Scientists are addressing the threat of antimicrobial drug resistance by launching two new clinical trials aimed at prolonging the effectiveness of currently available antibacterial drugs. The concept underlying both studies: Less is more.
The six-year contracts from the National Institute of Allergy and Infectious Diseases (NIAID), part of the National Institutes of Health, are part of an initiative intended to help answer key questions about proper antimicrobial doses, treatment duration and whether antimicrobial treatment is necessary in all cases. NIAID has made an initial award of $1.5 million to the Children's Hospital of Philadelphia with further funding of up to a total of $13.8 million available over the six-year course of the contract if clinical trial milestones are met. Duke University, Durham, N.C., has received an initial award of $1.4 million. If milestones are met, the total award from NIAID to the Duke team could total up to $11 million over six years.
Many infectious diseases are increasingly difficult to treat because bacteria and other microbes have developed resistance to commonly used antimicrobial drugs. Microbial drug resistance is driven by a variety of forces, including expanded use of antimicrobial drugs in human and animal healthcare. According to one estimate, between 5 and 10 percent of all hospitalized patients in the United States develop a drug-resistant infection of some kind, leading to an added $5 billion in annual healthcare costs.
"The clinical trials supported by this important initiative will provide vital information on the optimal use of antimicrobial drugs in a variety of clinical settings," says NIAID Director Anthony S. Fauci, M.D. "This information is critical to improving patient care and slowing the development of drug resistance."

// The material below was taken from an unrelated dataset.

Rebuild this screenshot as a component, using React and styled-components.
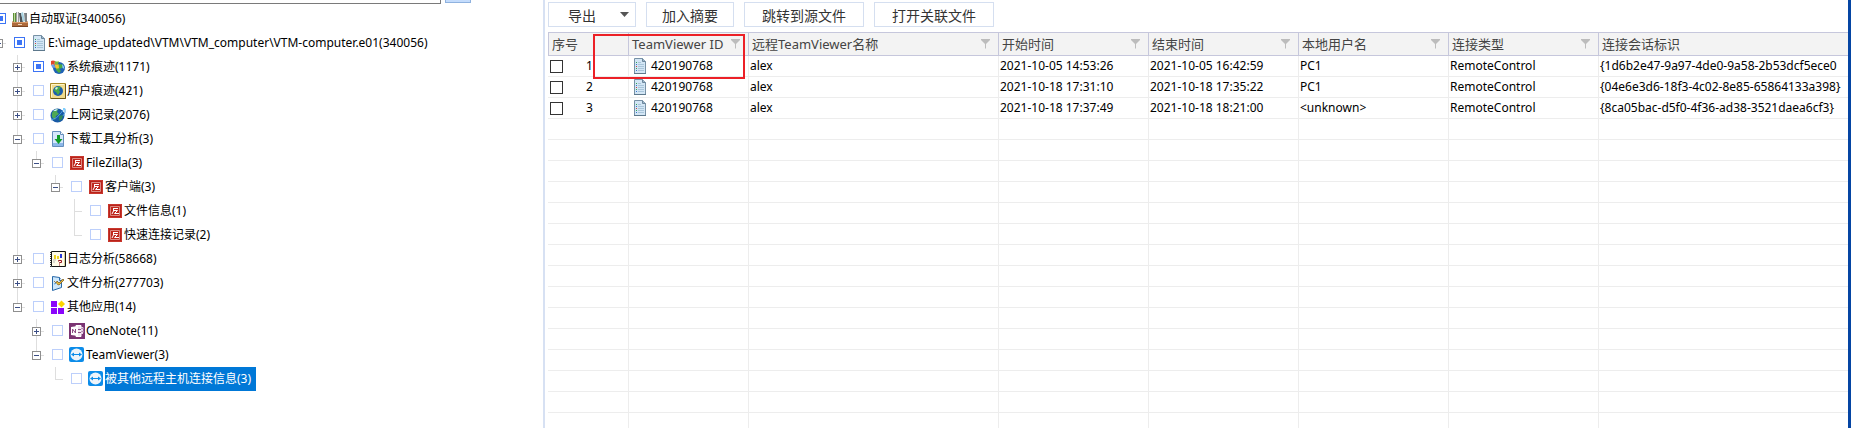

Reducing the risk of antimicrobial resistance is a priority for NIAID, as exemplified by these new trials and two similar studies now under way. NIAID has also intends to fund additional innovative proposals aimed at slowing the development of antimicrobial resistance through targeted clinical trials. "Historically, development of new antimicrobials has moved at a much slower pace than the evolution of resistance to those treatments, so we need to look at preserving the usefulness of the drugs we have," says Dennis M. Dixon, Ph.D., chief of the Bacteriology and Mycology Branch within NIAID's Division of Microbiology and Infectious Diseases. "One way to reduce the risk of resistance, and therefore to preserve antimicrobials, is to reduce unnecessary use of these drugs."
In the new round of research, investigators at Children's Hospital of Philadelphia will study children with urinary tract infections to determine if treatment with antimicrobials can be shortened from the standard length of up to two weeks and still be effective. The study will enroll as many as 1,000 children.
The Duke study also will test the effectiveness of shorter duration of antimicrobial treatment. This project will focus on hospitalized patients who acquire staphylococcal infections in the bloodstream after use of an intravenous catheter. This study could lead to reduced drug exposure in patients with such infections, which in turn lowers the chance that bacteria will develop resistance to the drugs. The conditions studied in these trials-infections in the urinary tract or the bloodstream-are ones where development of antimicrobial resistance is of particular concern.